Records contained in a dataset
● ● ● ● ● ● ●
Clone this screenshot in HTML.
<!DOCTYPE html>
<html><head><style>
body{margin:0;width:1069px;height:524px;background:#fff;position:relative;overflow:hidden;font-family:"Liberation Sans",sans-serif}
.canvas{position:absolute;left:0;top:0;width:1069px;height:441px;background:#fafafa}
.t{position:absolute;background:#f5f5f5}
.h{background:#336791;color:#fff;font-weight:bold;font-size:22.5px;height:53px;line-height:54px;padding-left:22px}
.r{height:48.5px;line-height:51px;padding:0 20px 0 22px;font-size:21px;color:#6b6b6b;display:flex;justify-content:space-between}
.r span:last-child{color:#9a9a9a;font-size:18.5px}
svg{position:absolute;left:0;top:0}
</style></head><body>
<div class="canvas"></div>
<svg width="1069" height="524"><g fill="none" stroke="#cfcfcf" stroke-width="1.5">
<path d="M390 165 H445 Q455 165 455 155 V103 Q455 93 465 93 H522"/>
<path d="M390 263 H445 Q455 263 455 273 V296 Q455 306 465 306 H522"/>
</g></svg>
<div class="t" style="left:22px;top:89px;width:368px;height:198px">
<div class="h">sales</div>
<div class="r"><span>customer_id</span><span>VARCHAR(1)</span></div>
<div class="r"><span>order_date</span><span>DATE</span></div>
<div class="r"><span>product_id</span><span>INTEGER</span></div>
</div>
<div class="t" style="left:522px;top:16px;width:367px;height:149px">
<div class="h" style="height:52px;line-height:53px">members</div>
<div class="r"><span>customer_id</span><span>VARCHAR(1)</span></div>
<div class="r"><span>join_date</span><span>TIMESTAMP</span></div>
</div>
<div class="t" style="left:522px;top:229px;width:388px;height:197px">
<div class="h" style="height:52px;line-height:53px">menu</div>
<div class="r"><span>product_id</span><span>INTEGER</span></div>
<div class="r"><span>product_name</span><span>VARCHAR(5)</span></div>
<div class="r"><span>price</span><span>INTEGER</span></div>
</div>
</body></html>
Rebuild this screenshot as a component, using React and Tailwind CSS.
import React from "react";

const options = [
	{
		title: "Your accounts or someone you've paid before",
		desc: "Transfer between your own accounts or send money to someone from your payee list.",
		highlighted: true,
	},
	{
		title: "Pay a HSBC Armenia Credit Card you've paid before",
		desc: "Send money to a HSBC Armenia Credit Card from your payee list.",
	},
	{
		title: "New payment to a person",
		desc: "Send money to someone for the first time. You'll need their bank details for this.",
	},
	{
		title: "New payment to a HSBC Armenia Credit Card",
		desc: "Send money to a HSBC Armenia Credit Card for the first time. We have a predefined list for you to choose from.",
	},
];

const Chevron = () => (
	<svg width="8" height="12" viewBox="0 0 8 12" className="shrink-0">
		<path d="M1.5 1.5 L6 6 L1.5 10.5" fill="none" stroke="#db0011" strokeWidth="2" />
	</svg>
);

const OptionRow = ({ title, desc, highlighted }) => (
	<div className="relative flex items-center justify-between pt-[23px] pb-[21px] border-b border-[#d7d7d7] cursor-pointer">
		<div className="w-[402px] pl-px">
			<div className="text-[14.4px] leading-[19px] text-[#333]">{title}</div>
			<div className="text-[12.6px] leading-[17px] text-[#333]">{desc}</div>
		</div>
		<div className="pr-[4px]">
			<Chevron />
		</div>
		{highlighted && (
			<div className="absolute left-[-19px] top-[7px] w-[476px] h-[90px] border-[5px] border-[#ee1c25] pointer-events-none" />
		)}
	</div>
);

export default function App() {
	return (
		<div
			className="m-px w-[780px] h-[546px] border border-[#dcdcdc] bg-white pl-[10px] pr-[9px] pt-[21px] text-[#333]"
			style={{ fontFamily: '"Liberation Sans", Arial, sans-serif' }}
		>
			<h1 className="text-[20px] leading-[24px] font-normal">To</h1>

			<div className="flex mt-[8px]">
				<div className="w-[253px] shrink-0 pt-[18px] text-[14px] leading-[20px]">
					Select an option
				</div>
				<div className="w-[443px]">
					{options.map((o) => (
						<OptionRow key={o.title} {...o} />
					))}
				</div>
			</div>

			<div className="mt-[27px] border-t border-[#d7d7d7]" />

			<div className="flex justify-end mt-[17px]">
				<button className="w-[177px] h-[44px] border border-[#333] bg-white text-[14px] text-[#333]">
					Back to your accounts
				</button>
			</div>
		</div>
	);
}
● ● ● ● ● ● ●
● THE REQUEST:
Only the lines from the one bearing "Rebuild this screenshot" through the one bearing "import React from" should be repeated, exactly as given.

● IN RESPONSE:
Rebuild this screenshot as a component, using React and Tailwind CSS.
import React from "react";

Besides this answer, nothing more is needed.